Exercise: Skip every picture and transcribe the remaining material exactly.

[Entries taken from a collection]
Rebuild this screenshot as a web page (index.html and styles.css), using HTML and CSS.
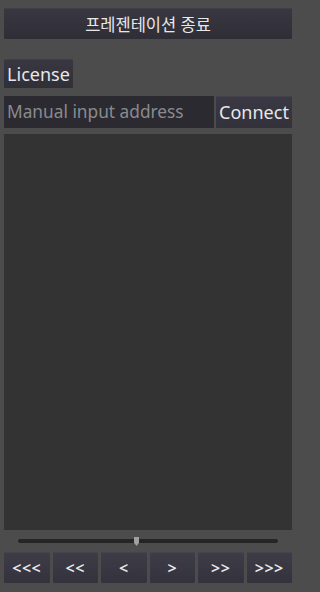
FILE: index.html
```html
<!DOCTYPE html>
<html lang="ko">
<head>
<meta charset="utf-8">
<link rel="stylesheet" href="styles.css">
</head>
<body>
<div class="app">
  <button class="btn top">프레젠테이션 종료</button>
  <div class="license-row"><button class="btn license">License</button></div>
  <div class="connect-row">
    <div class="input">Manual input address</div>
    <button class="btn connect">Connect</button>
  </div>
  <div class="panel"></div>
  <div class="slider">
    <div class="track"></div>
    <div class="thumb"></div>
  </div>
  <div class="nav">
    <button class="btn nav-btn">&lt;&lt;&lt;</button>
    <button class="btn nav-btn">&lt;&lt;</button>
    <button class="btn nav-btn">&lt;</button>
    <button class="btn nav-btn">&gt;</button>
    <button class="btn nav-btn">&gt;&gt;</button>
    <button class="btn nav-btn">&gt;&gt;&gt;</button>
  </div>
</div>
</body>
</html>
```

FILE: styles.css
```css
html, body {
  margin: 0;
  padding: 0;
  background: #4c4c4c;
}
.app {
  width: 296px;
  height: 592px;
  box-sizing: border-box;
  padding: 8px 4px 9px 4px;
  display: flex;
  flex-direction: column;
  font-family: "Noto Sans", "Noto Sans CJK KR", sans-serif;
  color: #e6e6e6;
}
.btn {
  margin: 0;
  padding: 0;
  border: none;
  font-family: inherit;
  color: #e8e8ea;
  background: linear-gradient(#3d3c47, #34333d);
  box-shadow: inset 0 1px 0 rgba(255,255,255,0.04);
  border-radius: 1px;
}
.top {
  height: 31px;
  font-size: 16.5px;
  margin-bottom: 20px;
  background: linear-gradient(#393842, #2f2e36);
}
.license-row {
  display: flex;
  margin-bottom: 8px;
}
.license {
  width: 69px;
  height: 29px;
  font-size: 18px;
  background: linear-gradient(#393842, #302f37);
}
.connect-row {
  display: flex;
  gap: 2px;
  height: 32px;
  margin-bottom: 6px;
}
.input {
  width: 210px;
  box-sizing: border-box;
  background: #2b2a30;
  color: #8a8a8e;
  font-size: 17.3px;
  line-height: 32px;
  padding-left: 3px;
  white-space: nowrap;
  overflow: hidden;
}
.connect {
  flex: 1;
  font-size: 18px;
  background: linear-gradient(#3a3944, #33323b);
}
.panel {
  flex: 1;
  background: #333333;
}
.slider {
  position: relative;
  height: 22px;
  display: flex;
  align-items: center;
  padding: 0 14px;
}
.track {
  flex: 1;
  height: 4px;
  border-radius: 2px;
  background: #252528;
}
.thumb {
  position: absolute;
  left: 130px;
  top: 7px;
  width: 5px;
  height: 9px;
  background: #a0a0a0;
  clip-path: polygon(0 0, 100% 0, 100% 65%, 50% 100%, 0 65%);
}
.nav {
  display: grid;
  grid-template-columns: repeat(6, 1fr);
  gap: 3px;
  height: 31px;
}
.nav-btn {
  font-size: 16px;
  font-weight: 600;
  letter-spacing: 0.5px;
}
```
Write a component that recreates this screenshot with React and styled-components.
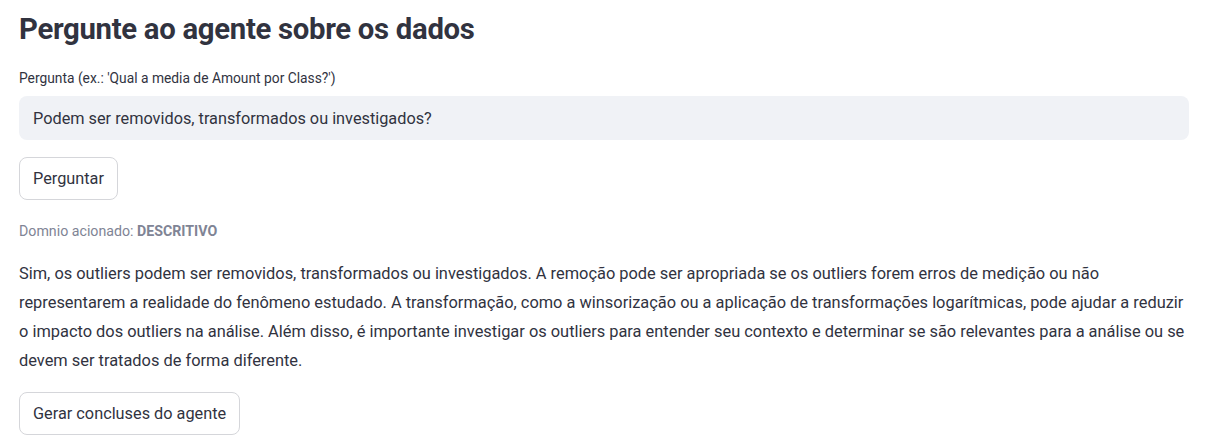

Final result:
Rebuild this screenshot as a web page (index.html and styles.css), using HTML and CSS.
FILE: index.html
```html
<!DOCTYPE html>
<html lang="ko">
<head>
<meta charset="utf-8">
<link rel="stylesheet" href="styles.css">
</head>
<body>
<div class="app">
  <button class="btn top">프레젠테이션 종료</button>
  <div class="license-row"><button class="btn license">License</button></div>
  <div class="connect-row">
    <div class="input">Manual input address</div>
    <button class="btn connect">Connect</button>
  </div>
  <div class="panel"></div>
  <div class="slider">
    <div class="track"></div>
    <div class="thumb"></div>
  </div>
  <div class="nav">
    <button class="btn nav-btn">&lt;&lt;&lt;</button>
    <button class="btn nav-btn">&lt;&lt;</button>
    <button class="btn nav-btn">&lt;</button>
    <button class="btn nav-btn">&gt;</button>
    <button class="btn nav-btn">&gt;&gt;</button>
    <button class="btn nav-btn">&gt;&gt;&gt;</button>
  </div>
</div>
</body>
</html>
```

FILE: styles.css
```css
html, body {
  margin: 0;
  padding: 0;
  background: #4c4c4c;
}
.app {
  width: 296px;
  height: 592px;
  box-sizing: border-box;
  padding: 8px 4px 9px 4px;
  display: flex;
  flex-direction: column;
  font-family: "Noto Sans", "Noto Sans CJK KR", sans-serif;
  color: #e6e6e6;
}
.btn {
  margin: 0;
  padding: 0;
  border: none;
  font-family: inherit;
  color: #e8e8ea;
  background: linear-gradient(#3d3c47, #34333d);
  box-shadow: inset 0 1px 0 rgba(255,255,255,0.04);
  border-radius: 1px;
}
.top {
  height: 31px;
  font-size: 16.5px;
  margin-bottom: 20px;
  background: linear-gradient(#393842, #2f2e36);
}
.license-row {
  display: flex;
  margin-bottom: 8px;
}
.license {
  width: 69px;
  height: 29px;
  font-size: 18px;
  background: linear-gradient(#393842, #302f37);
}
.connect-row {
  display: flex;
  gap: 2px;
  height: 32px;
  margin-bottom: 6px;
}
.input {
  width: 210px;
  box-sizing: border-box;
  background: #2b2a30;
  color: #8a8a8e;
  font-size: 17.3px;
  line-height: 32px;
  padding-left: 3px;
  white-space: nowrap;
  overflow: hidden;
}
.connect {
  flex: 1;
  font-size: 18px;
  background: linear-gradient(#3a3944, #33323b);
}
.panel {
  flex: 1;
  background: #333333;
}
.slider {
  position: relative;
  height: 22px;
  display: flex;
  align-items: center;
  padding: 0 14px;
}
.track {
  flex: 1;
  height: 4px;
  border-radius: 2px;
  background: #252528;
}
.thumb {
  position: absolute;
  left: 130px;
  top: 7px;
  width: 5px;
  height: 9px;
  background: #a0a0a0;
  clip-path: polygon(0 0, 100% 0, 100% 65%, 50% 100%, 0 65%);
}
.nav {
  display: grid;
  grid-template-columns: repeat(6, 1fr);
  gap: 3px;
  height: 31px;
}
.nav-btn {
  font-size: 16px;
  font-weight: 600;
  letter-spacing: 0.5px;
}
```
Write a component that recreates this screenshot with React and styled-components.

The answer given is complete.